▸ **Source excerpt**
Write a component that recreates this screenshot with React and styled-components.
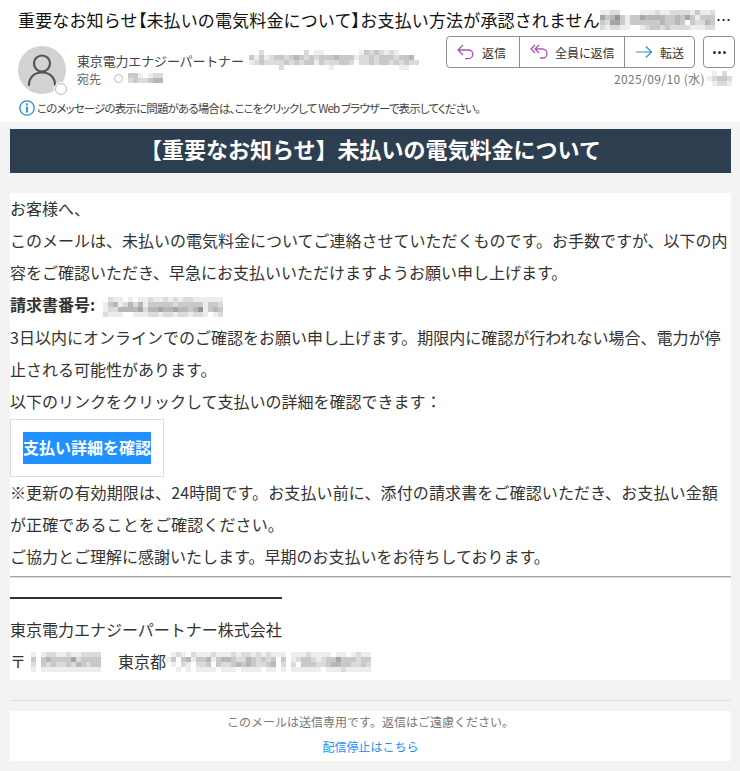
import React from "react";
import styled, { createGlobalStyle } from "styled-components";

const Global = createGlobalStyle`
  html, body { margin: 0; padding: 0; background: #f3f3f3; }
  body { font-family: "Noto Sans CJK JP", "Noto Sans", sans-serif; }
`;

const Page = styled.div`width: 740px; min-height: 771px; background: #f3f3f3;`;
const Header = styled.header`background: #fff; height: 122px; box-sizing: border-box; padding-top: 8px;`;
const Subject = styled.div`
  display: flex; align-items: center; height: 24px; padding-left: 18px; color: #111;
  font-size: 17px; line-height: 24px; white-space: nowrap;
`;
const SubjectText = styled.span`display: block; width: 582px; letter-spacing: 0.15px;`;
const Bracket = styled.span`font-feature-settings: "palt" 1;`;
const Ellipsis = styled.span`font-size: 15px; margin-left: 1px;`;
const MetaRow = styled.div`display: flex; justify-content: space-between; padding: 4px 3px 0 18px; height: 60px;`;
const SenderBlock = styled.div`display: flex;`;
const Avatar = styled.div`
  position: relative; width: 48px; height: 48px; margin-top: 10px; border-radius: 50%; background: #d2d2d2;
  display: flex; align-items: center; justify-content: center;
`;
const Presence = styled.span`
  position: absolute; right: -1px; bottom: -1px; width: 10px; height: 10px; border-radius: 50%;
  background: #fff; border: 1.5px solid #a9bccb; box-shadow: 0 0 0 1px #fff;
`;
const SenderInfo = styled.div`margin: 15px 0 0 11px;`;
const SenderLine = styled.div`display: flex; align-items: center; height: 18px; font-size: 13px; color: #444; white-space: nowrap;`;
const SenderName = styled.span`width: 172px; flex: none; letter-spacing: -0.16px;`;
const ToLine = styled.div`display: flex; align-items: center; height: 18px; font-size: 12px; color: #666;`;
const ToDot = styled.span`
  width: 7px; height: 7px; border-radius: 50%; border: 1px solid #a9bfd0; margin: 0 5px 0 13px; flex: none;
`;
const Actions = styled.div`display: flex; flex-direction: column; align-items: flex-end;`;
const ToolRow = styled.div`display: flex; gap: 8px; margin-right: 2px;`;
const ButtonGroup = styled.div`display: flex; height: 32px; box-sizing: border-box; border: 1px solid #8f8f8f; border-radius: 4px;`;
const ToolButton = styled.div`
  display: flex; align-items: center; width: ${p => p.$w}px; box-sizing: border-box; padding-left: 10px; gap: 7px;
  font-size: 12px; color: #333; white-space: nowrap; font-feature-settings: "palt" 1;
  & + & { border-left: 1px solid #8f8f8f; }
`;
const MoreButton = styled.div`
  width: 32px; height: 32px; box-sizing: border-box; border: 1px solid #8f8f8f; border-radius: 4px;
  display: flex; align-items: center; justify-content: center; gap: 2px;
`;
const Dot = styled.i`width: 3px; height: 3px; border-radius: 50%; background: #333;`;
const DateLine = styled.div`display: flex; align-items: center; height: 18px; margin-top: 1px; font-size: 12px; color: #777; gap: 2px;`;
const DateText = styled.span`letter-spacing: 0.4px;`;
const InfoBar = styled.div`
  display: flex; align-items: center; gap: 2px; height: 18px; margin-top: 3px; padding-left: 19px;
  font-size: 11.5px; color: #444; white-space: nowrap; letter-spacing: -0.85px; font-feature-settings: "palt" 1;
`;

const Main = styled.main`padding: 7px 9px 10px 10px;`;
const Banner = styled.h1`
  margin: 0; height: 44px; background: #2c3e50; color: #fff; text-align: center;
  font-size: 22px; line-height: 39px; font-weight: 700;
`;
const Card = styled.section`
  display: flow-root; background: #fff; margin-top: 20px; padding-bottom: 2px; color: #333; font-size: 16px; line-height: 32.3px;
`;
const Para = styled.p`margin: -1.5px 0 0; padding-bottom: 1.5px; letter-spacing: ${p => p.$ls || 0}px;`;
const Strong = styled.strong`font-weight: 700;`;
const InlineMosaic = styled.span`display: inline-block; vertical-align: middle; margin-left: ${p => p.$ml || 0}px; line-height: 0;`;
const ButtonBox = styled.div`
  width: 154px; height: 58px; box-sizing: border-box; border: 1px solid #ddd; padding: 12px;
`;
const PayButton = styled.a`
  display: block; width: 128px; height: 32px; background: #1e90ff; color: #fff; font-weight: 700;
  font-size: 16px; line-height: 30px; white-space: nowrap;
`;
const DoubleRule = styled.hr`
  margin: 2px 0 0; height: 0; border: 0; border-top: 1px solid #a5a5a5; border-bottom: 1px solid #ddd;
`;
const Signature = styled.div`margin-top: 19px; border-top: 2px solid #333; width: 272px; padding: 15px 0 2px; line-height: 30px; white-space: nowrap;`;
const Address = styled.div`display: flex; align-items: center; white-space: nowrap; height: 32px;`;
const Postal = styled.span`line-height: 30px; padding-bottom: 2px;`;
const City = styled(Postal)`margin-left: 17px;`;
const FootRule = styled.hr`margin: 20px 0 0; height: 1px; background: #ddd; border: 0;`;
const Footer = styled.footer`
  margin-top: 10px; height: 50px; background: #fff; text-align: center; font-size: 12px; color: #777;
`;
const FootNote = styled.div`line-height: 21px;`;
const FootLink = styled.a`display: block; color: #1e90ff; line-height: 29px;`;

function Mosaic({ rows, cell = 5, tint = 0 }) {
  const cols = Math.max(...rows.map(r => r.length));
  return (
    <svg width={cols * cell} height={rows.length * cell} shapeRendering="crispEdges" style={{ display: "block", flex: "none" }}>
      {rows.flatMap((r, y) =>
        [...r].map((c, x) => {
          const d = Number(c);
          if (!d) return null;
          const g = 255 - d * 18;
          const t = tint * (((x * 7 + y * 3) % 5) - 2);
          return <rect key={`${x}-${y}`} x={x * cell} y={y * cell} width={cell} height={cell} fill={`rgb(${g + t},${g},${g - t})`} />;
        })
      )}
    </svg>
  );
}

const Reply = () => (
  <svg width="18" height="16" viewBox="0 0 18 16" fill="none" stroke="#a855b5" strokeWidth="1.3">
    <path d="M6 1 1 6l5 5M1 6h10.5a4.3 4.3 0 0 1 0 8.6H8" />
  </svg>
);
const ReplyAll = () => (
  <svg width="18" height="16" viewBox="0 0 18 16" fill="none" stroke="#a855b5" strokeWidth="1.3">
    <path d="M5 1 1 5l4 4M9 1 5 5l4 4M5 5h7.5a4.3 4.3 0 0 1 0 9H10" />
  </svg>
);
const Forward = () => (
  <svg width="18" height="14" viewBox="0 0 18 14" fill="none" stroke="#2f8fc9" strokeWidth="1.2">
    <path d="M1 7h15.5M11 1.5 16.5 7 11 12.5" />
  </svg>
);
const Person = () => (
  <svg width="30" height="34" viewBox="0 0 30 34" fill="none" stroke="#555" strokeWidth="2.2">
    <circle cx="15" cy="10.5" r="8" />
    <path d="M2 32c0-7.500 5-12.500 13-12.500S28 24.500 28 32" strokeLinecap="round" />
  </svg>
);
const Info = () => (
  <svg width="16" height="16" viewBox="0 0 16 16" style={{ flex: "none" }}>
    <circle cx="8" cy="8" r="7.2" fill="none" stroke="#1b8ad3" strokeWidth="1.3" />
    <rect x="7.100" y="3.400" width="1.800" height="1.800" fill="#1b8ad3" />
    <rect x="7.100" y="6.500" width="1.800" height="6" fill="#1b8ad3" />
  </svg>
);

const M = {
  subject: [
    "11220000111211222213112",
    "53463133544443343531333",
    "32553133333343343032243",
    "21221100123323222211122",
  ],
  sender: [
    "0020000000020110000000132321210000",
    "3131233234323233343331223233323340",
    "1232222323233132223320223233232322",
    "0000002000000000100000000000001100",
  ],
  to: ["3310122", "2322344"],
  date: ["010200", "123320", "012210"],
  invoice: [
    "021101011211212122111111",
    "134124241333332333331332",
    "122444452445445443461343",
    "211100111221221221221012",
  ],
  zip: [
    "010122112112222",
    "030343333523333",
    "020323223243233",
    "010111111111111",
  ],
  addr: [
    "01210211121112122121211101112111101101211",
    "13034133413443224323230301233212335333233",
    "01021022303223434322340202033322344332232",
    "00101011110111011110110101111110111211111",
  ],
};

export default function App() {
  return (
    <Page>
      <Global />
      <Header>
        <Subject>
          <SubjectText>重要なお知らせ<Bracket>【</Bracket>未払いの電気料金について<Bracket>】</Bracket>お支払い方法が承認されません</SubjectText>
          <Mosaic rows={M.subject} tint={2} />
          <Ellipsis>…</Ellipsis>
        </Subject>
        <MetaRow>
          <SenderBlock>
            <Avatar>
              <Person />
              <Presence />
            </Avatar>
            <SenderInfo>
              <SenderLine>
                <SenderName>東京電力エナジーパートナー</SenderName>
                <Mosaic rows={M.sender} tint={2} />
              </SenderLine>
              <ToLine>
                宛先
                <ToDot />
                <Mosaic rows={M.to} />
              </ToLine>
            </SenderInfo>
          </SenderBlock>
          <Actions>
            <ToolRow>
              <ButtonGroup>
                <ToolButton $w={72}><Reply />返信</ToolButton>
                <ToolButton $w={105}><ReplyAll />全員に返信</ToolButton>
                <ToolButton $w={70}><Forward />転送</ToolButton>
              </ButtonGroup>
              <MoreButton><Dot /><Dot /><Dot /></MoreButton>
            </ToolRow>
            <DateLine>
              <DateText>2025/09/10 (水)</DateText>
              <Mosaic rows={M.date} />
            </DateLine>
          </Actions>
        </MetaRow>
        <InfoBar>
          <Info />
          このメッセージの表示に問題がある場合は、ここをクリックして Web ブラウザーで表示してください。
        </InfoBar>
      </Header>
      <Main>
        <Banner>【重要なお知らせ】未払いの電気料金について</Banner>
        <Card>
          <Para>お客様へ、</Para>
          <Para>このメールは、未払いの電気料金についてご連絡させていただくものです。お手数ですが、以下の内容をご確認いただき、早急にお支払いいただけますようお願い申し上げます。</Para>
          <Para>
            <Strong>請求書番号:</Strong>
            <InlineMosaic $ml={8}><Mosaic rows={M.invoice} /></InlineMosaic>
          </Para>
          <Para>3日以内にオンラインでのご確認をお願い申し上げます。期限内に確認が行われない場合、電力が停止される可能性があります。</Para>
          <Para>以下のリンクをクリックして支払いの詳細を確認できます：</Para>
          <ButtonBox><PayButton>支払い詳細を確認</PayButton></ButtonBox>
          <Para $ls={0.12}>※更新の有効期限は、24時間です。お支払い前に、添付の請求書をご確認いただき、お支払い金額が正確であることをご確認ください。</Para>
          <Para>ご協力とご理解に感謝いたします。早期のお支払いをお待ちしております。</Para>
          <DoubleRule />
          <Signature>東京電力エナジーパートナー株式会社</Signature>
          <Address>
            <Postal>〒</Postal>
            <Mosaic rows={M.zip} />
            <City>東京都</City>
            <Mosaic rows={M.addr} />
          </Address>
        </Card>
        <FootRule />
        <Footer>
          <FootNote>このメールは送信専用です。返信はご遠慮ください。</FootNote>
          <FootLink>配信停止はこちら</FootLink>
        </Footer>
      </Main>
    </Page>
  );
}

▸ **Problem requirements**
Check each line of the data above for the word "React" and say how many lines have it. Give the number alone.

▸ **The reply**
2